→ **Task**
Look below and pull out each line with the word "React".

****************

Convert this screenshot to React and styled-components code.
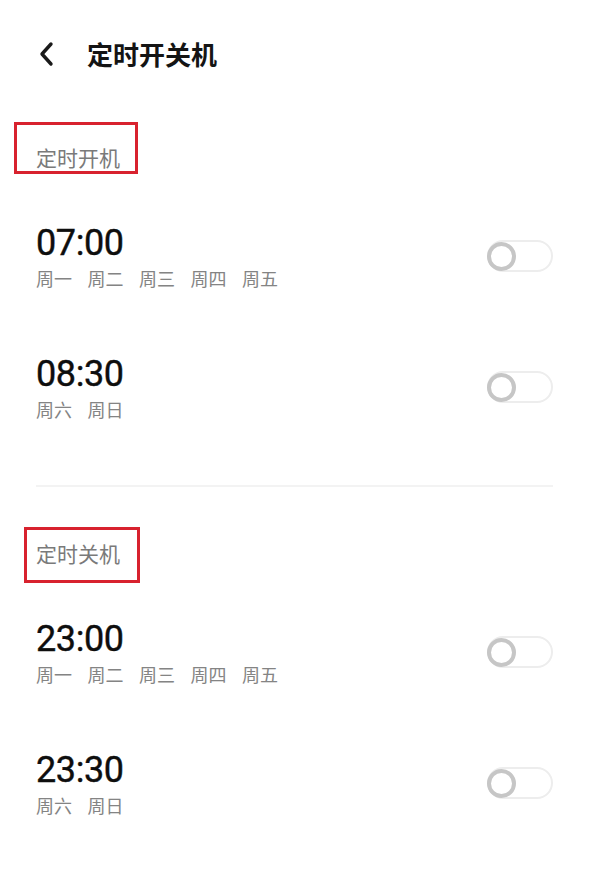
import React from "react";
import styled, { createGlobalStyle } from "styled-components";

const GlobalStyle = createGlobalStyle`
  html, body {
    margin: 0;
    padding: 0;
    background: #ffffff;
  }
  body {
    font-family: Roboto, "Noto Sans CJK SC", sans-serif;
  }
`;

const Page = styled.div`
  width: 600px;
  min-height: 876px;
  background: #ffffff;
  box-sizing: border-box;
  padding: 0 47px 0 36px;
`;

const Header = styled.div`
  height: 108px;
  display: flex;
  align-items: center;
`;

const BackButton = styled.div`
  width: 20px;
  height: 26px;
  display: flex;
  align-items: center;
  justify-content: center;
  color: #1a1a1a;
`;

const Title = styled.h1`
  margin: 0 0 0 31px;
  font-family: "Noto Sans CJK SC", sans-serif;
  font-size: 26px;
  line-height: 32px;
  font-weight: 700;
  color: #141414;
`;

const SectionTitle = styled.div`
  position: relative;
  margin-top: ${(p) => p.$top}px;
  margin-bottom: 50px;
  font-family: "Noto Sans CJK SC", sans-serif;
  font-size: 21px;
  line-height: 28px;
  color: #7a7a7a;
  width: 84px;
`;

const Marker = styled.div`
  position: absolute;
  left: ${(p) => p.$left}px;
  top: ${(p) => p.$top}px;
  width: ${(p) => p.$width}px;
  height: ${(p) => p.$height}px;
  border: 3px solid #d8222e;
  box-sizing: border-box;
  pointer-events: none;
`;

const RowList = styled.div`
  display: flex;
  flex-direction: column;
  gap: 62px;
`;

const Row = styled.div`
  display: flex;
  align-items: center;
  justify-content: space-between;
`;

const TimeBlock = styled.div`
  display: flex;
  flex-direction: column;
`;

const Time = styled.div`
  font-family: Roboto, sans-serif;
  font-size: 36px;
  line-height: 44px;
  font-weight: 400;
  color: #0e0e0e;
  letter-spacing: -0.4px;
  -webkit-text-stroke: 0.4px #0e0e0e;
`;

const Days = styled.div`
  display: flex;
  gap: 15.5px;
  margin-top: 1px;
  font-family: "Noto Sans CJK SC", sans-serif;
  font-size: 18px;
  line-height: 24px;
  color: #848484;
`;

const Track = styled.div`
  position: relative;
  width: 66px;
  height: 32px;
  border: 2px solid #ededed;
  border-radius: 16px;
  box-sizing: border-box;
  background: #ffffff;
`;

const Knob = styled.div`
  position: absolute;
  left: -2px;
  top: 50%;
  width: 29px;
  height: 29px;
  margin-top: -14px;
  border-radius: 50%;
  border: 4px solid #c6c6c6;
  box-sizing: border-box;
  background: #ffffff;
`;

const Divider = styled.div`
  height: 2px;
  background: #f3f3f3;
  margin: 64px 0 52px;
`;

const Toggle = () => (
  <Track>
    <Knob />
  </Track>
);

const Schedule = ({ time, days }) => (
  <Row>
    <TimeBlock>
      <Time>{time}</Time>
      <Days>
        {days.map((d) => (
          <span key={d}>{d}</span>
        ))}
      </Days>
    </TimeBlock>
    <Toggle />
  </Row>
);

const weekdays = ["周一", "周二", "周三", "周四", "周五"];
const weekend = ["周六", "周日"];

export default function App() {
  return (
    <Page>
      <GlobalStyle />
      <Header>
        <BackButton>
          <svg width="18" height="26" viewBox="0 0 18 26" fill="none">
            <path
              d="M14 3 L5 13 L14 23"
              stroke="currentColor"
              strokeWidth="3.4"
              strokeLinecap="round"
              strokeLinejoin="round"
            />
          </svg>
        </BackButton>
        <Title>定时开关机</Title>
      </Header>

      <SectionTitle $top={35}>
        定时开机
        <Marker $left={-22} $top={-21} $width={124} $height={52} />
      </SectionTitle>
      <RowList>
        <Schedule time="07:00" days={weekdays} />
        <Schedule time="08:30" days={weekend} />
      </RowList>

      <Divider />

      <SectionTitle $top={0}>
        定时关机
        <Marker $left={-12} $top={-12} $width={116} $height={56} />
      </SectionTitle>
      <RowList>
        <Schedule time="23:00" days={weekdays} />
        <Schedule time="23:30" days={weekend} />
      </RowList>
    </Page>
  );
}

****************

→ **Answer to the task**
Convert this screenshot to React and styled-components code.
import React from "react";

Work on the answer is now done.